> Exercise details
List each line of the data in which the string "Output" appears.
Start of Data entries
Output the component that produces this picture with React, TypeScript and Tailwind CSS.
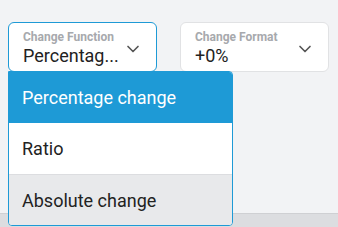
End of Data entries
Start of Data entries
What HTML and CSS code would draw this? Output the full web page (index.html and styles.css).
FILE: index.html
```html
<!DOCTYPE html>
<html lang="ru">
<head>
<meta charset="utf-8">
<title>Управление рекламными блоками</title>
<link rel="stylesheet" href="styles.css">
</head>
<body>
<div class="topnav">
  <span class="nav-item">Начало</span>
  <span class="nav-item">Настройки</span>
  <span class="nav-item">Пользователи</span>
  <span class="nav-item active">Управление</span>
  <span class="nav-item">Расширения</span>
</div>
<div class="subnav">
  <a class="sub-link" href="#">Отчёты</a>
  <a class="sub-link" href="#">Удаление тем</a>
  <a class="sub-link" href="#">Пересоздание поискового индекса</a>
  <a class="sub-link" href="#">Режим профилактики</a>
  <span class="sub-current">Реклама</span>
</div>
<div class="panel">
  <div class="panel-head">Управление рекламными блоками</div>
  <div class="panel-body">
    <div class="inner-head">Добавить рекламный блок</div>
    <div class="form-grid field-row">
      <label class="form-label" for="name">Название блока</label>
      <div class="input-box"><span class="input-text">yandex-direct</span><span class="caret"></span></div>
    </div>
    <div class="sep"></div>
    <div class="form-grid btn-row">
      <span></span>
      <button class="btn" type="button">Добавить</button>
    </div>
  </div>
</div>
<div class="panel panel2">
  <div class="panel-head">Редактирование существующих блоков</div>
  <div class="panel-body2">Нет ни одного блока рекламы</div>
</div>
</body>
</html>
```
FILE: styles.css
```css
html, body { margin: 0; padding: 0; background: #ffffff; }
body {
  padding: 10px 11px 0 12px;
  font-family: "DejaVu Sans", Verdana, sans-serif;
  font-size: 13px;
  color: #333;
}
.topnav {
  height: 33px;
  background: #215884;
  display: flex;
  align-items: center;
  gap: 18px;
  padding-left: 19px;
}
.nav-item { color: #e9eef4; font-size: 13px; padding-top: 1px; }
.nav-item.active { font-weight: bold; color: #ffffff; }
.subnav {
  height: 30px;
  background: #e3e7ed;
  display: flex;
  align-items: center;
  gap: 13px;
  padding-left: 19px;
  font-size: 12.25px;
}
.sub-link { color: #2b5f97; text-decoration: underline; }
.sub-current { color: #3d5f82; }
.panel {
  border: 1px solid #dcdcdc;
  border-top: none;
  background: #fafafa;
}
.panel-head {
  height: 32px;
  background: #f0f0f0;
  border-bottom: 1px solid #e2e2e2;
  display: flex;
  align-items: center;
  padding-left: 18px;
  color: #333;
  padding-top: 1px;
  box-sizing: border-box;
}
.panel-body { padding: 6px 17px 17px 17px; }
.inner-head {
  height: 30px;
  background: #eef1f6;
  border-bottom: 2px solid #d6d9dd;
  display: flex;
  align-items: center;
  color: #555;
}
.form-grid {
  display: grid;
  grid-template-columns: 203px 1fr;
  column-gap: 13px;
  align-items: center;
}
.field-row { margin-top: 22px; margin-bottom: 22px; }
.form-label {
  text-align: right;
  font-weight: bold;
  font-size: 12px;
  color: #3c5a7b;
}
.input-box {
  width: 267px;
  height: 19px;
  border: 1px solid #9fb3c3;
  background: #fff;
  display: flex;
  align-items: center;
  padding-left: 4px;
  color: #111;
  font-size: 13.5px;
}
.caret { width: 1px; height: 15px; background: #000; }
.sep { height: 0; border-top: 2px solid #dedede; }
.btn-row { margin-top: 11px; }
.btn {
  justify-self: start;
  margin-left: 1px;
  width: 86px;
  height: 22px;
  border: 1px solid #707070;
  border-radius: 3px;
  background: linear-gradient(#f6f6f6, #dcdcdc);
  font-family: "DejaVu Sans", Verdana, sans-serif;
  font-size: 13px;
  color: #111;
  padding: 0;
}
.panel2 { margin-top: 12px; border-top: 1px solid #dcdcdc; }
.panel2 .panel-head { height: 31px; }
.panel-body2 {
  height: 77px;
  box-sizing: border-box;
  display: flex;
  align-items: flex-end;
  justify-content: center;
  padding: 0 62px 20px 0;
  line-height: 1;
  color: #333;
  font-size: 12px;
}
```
End of Data entries
> Solution for this task
Output the component that produces this picture with React, TypeScript and Tailwind CSS.
What HTML and CSS code would draw this? Output the full web page (index.html and styles.css).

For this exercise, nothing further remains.